Среди других своих пассажиров он увезет худенькую молодую женщину с усталым лицом и ранней проседью в коротко стриженных волосах. Рядом с ней, прощаясь с пасмурным городом, стоит у окна большеглазая девочка.
Поезд шел до Риги; Рига была уже «заграницей».
Тут мать и дочь сделали остановку.
Молодой предупредительный попутчик, оказавшийся сотрудником Наркоминдела, помог им отнести вещи в камеру хранения, а потом предложил свои услуги добровольного гида по городу. Услуги были приняты.
Вечером мать и дочь сели в другой поезд, на этот раз берлинский.
Проснувшись наутро, девочка не отходила от окна, дивясь непривычным пейзажам, ровно разграфленным полям и огородам, красным черепичным крышам домов, опрятным нарядам крестьян. Города выглядели тоже странно.
«Аккуратность! аккуратность — вот чем потрясали воображение города Германии после такой привычной глазу и сердцу великой неприбранности тогдашней Москвы, со всеми ее территориальными привольями и урбанистическими своевольями, со всей невыразимой гармоничностью ее архитектурных несообразностей…»

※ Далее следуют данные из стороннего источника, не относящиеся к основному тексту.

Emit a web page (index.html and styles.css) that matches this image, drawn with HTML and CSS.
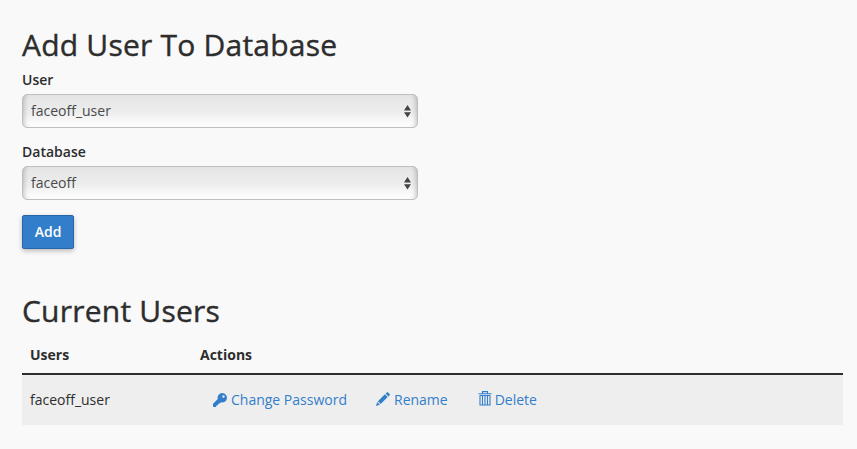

Так полвека спустя вспоминала свои впечатления тех дней Ариадна Эфрон. Но сохранились и драгоценные свидетельства ее тогдашнего дневника. Девятилетняя Аля описала в нем, как их поезд прибыл в Берлин в яркий солнечный день 15 мая, во второй половине дня; неторопливо проехал по трем вокзалам, остановился на четвертом. «Наконец сходим на Шарлоттенбурге. Берем носильщика зеленого цвета, он тащит наши вещи вниз по лестнице, и вот мы в Берлине. Черепичные крыши, свет, цветы, скверы. Вот и наш извозчик. Садимся, кладем вещи, прощаемся с нашим спутником. Мама что-то говорит извозчику, и тот едет. Я рассматриваю город. Дома высокие и очень широкие. Много лавок, газетных киосков, продавщицы цветов в шляпках, дамы, кафе, модные магазины. Народу много. Вот и Прагерплац. <…> Вынимаем вещи, как вдруг из подъезда выходит сам Эренбург.
— A-а, Марина Ивановна!
— Здравствуйте, Илья Григорьевич, вот и мы».
Так началась чужбина.
Можно ли было предположить в этот залитый солнцем майский день, что жизнь вдали от родины растянется на долгих семнадцать лет?..
Утром следующего дня в Прагу ушла телеграмма, извещавшая об их прибытии Сергея Яковлевича Эфрона.